そんな先人たちの苦労の積み重ねの上に、いまの私たちの暮らしがある。それを、「地産地消」しか出来なかった昔に戻って何の意味がある?

「地産地消」を徹底するとは、いまトランプの仕掛けで始まった米中の貿易戦争が更に激化し、アメリカと中国が貿易を止めることである。それが世界の潮流になったら、すべての貿易が止まる。われわれはiPhoneを使えなくなるし、ネットワークオーディオだって楽しめなくなる。BMWに乗るなんて夢のまた夢で、泣く泣くマツダの車のハンドルを持つことになる。

一つの論がまっとうかどうかを判断するには、その論を極限まで推し進めたら何が起きるのかを考えれば良い。推し進めてハチャメチャな未来像が浮かび上がってきたら、その論は間違っている。

啓樹の夏休みの宿題から話が広がってしまった。
私は「地産地消」など頭から馬鹿にする人物である。日本酒は地元の「赤城山」より、新潟・魚沼の「港屋藤助」がはるかに美味しい。ワインはスペイン・リオハ産を好む。カリフォルニアの「オーパス・ワン」も素晴らしい。ビールはベルギーがいい。牛肉は三重県産が良いし、宮崎地鶏の桃焼きは美味である。イチゴはトチオトメで、西瓜は…………。

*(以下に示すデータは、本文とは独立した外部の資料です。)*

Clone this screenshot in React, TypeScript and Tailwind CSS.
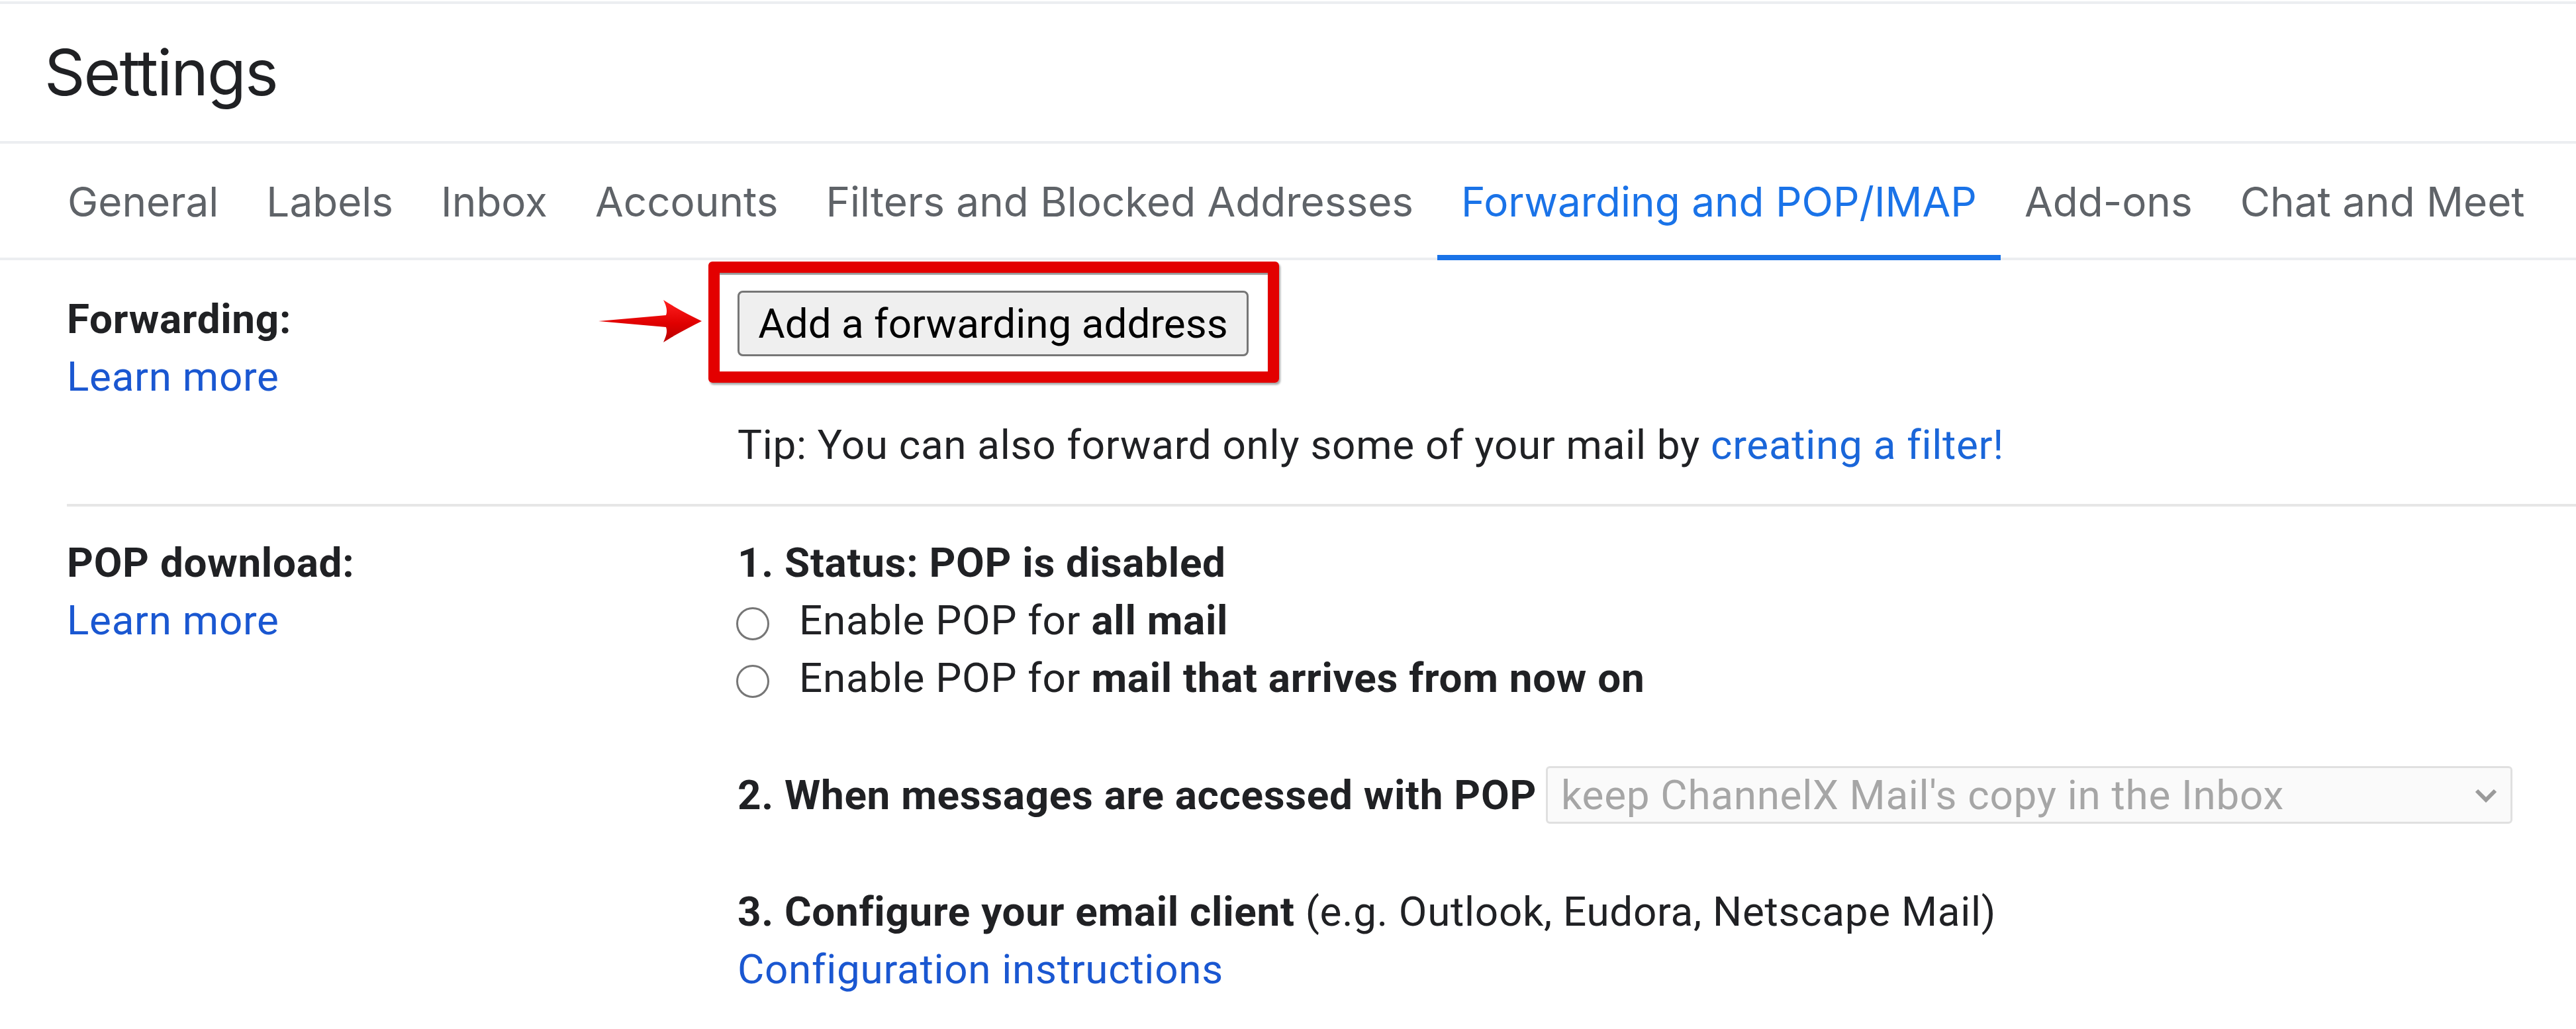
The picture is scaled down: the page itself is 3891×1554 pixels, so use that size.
import React from 'react';

const tabs = [
    'General',
    'Labels',
    'Inbox',
    'Accounts',
    'Filters and Blocked Addresses',
    'Forwarding and POP/IMAP',
    'Add-ons',
    'Chat and Meet',
];

const ACTIVE_TAB = 'Forwarding and POP/IMAP';

const Arrow: React.FC = () => (
    <svg
        className="absolute left-[-210px] top-[13px]"
        width="157"
        height="66"
        viewBox="0 0 157 66"
    >
        <defs>
            <linearGradient id="arrowFill" x1="0" y1="0" x2="0" y2="1">
                <stop offset="0" stopColor="#ff2020" />
                <stop offset="0.55" stopColor="#e00000" />
                <stop offset="1" stopColor="#b80000" />
            </linearGradient>
        </defs>
        <path
            d="M0 33 L102 24 C105 16 101 7 98 1 C118 14 138 24 156 33 C138 42 118 52 98 65 C101 58 105 50 102 42 Z"
            fill="url(#arrowFill)"
        />
    </svg>
);

const Radio: React.FC = () => (
    <span className="ml-[-2px] mr-[45px] mt-[11px] inline-block h-[50px] w-[50px] shrink-0 rounded-full border-[3px] border-[#767676] bg-white" />
);

const App: React.FC = () => {
    return (
        <div className="h-[1554px] w-[3891px] overflow-hidden bg-white font-[Roboto,sans-serif] text-[62px] leading-[87px] tracking-[0.7px] text-[#202124]">
            <div className="mt-[2px] h-[4px] bg-[#eceef1]" />

            {/* Page title */}
            <div className="flex h-[207px] items-center pl-[67px] font-[Inter,sans-serif] text-[96px] font-normal tracking-[-2px] text-[#202124]">
                Settings
            </div>
            <div className="h-[4px] bg-[#eceef1]" />

            {/* Tabs */}
            <nav className="flex h-[176px] whitespace-nowrap border-b-4 border-[#eceef1] pl-[66px] font-[Inter,sans-serif] text-[62px] tracking-normal">
                {tabs.map(tab => (
                    <div
                        key={tab}
                        className={
                            tab === ACTIVE_TAB
                                ? '-mb-[4px] flex h-[176px] shrink-0 items-center border-b-[8px] border-[#1a73e8] px-[36px] pt-[6px] text-[#1a73e8]'
                                : '-mb-[4px] flex h-[176px] shrink-0 items-center border-b-[8px] border-transparent px-[36px] pt-[6px] text-[#5f6368]'
                        }
                    >
                        {tab}
                    </div>
                ))}
            </nav>

            {/* Forwarding */}
            <div className="ml-[101px] grid grid-cols-[1013px_1fr] border-b-4 border-[#e6e6e6] pb-[46px] pt-[45px]">
                <div>
                    <div className="font-bold">Forwarding:</div>
                    <a className="text-[#1a57d1]">Learn more</a>
                </div>
                <div>
                    <div className="relative mt-[1px] w-[772px]">
                        <button className="flex h-[99px] w-[772px] items-center justify-center rounded-[8px] border-[3px] border-[#767676] bg-[#efefef] text-[62px] tracking-normal text-black">
                            Add a forwarding address
                        </button>
                        <div className="absolute bottom-[-40px] left-[-44px] right-[-46px] top-[-44px] rounded-[6px] border-[17px] border-[#e30000] shadow-[2px_3px_3px_rgba(0,0,0,0.35),inset_0_3px_1px_rgba(0,0,0,0.4)]" />
                        <Arrow />
                    </div>
                    <p className="mt-[90px] whitespace-nowrap">
                        Tip: You can also forward only some of your mail by{' '}
                        <a className="text-[#1a66d9]">creating a filter!</a>
                    </p>
                </div>
            </div>

            {/* POP download */}
            <div className="ml-[101px] grid grid-cols-[1013px_1fr] pt-[41px]">
                <div>
                    <div className="font-bold">POP download:</div>
                    <a className="text-[#1a57d1]">Learn more</a>
                </div>
                <div className="whitespace-nowrap">
                    <div className="font-bold">1. Status: POP is disabled</div>
                    <div className="flex h-[87px] items-center">
                        <Radio />
                        <span>
                            Enable POP for <b className="font-bold">all mail</b>
                        </span>
                    </div>
                    <div className="flex h-[87px] items-center">
                        <Radio />
                        <span>
                            Enable POP for <b className="font-bold">mail that arrives from now on</b>
                        </span>
                    </div>

                    <div className="mt-[90px] flex h-[87px] items-center">
                        <span className="font-bold">2. When messages are accessed with POP</span>
                        <div className="ml-[14px] flex h-[87px] w-[1460px] items-center justify-between rounded-[6px] border-[3px] border-[#e0e0e0] bg-[#fafafa] pl-[20px] pr-[19px] text-[#a6a6a6]">
                            <span>keep ChannelX Mail's copy in the Inbox</span>
                            <svg width="36" height="22" viewBox="0 0 36 22">
                                <polyline
                                    points="4,4 18,18 32,4"
                                    fill="none"
                                    stroke="#9a9a9a"
                                    strokeWidth="6"
                                />
                            </svg>
                        </div>
                    </div>

                    <div className="mt-[89px]">
                        <span className="font-bold">3. Configure your email client</span> (e.g. Outlook, Eudora, Netscape Mail)
                    </div>
                    <a className="text-[#1a57d1]">Configuration instructions</a>
                </div>
            </div>
        </div>
    );
};

export default App;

それぞれに産地がある。産地は産地ならではの工夫を積み重ね、品質を高めている。それをすべて楽しめる現代をもう少し評価していいのではないか?

私が四日市にいたら、アホウな宿題を出した教師に、やんわりと抗議にいくかも知れないが……。先生、出来ることならこの拙文を読んでくれ!